The big thing you miss here is force-multipliers. Suppose I only have 50 men vs. your 100, but you have muzzle-loading rifles while I have breech-loading. All of a sudden my troops are firing two shots to each of your one, and things look a lot less unbalanced.
Or the side that can use the landscape to its advantage: ambushing a larger force by attacking it from the top of a canyon, or forcing the attacking force to doso in a canyon, where they can only bring a small fraction of their troops to bear at a time.
Really, the math may favour the larger force, but history has shown relying on it is a really bad idea. Just look at pretty much any battle on the eastern front of WWII during 1941 or early 1942.
Also, I've heard a historical rule that an attacking force needs 3 times the number of defenders, if the defenders are fortified and have had time to dig in.
Going to space battle having no features you can take advantage of; it depends on the technology. If your ships run on solar sails or Bussard Ramjets for advantage, the side approaching from the sun has a huge advantage, as current calculations show it would be very difficult to manuver towards the sun using these technologies.
Therefore, even if you have a second engine, you have to burn reaction mass to compensate for what your foe can do with their main engine, leaving them with an advantage during the battle.
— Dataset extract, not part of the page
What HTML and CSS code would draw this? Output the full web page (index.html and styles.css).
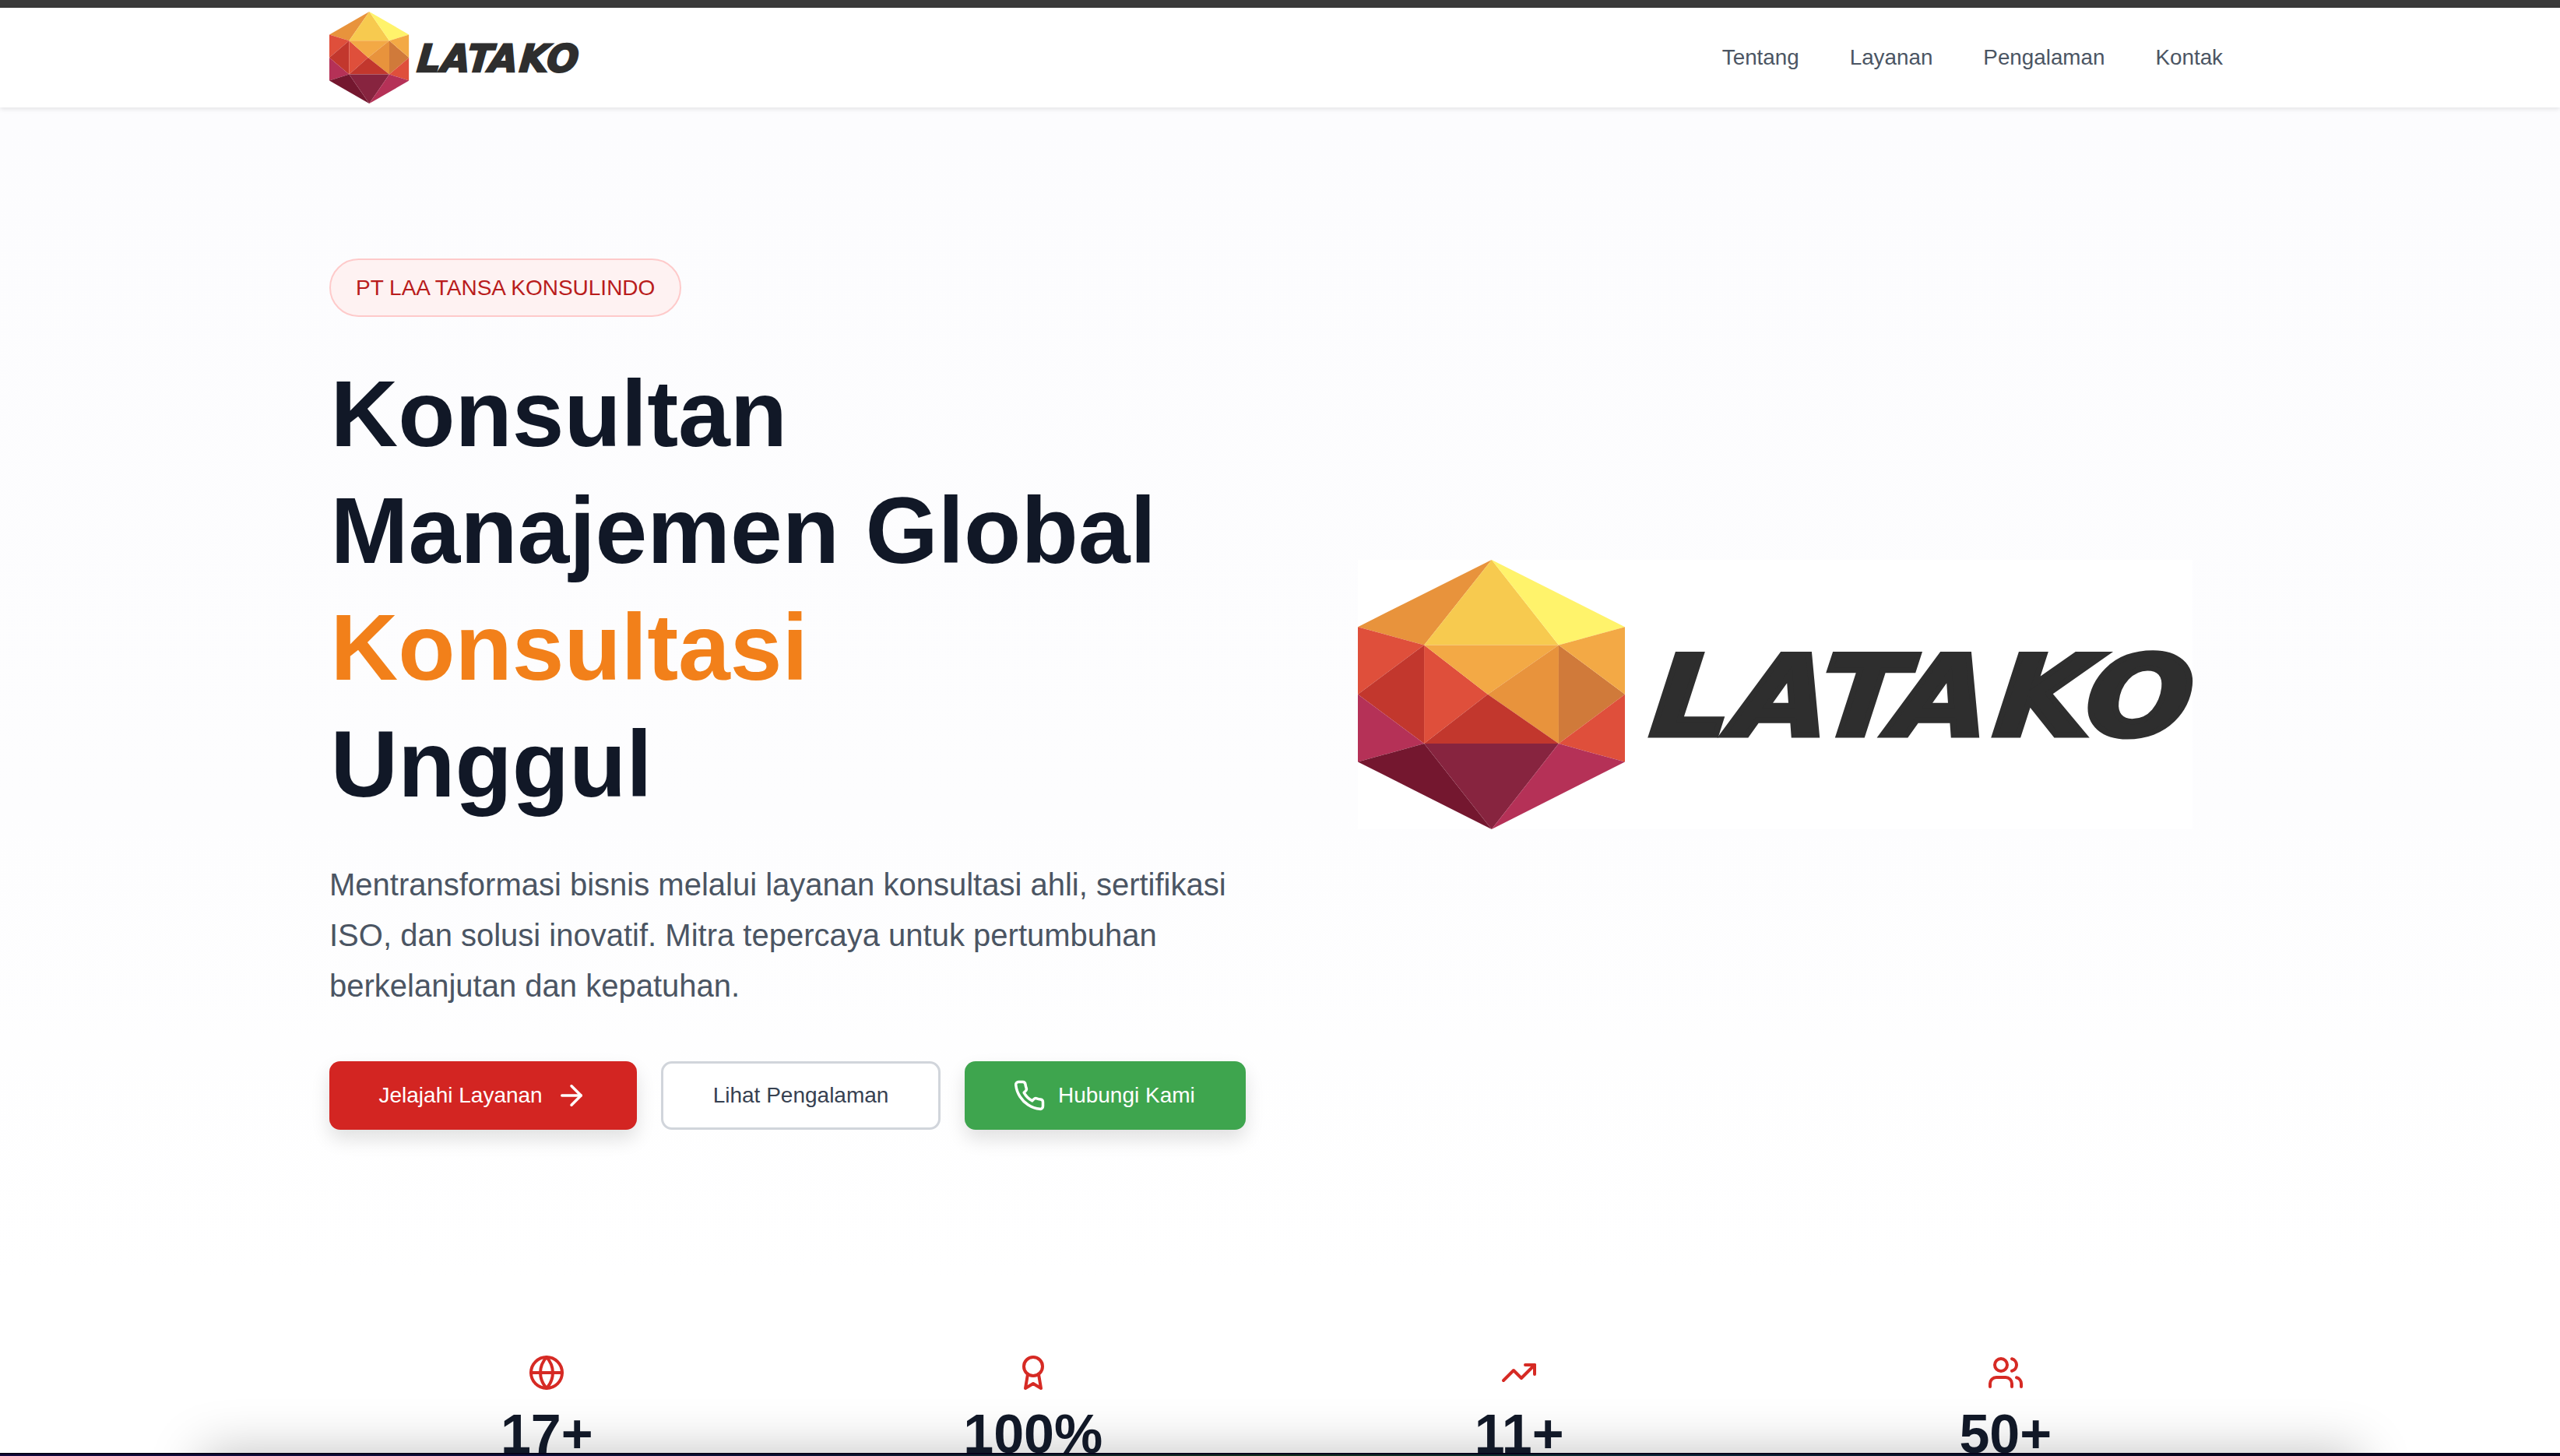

Also, I'm curious about how long it would take to scan the sky for a heat signature. When I've done IR spectroscopy in my lab, it is fast, but not still takes about 30 seconds to gather enough scans for a good spectrum, and that is pointed at a fixed sample that is sitting in a black box, not pointed out at the night sky. Now, I'm gathering a full vibrational spectrum, whereas you just want intensity, but I wouldn't overestimate how long it takes to gather data.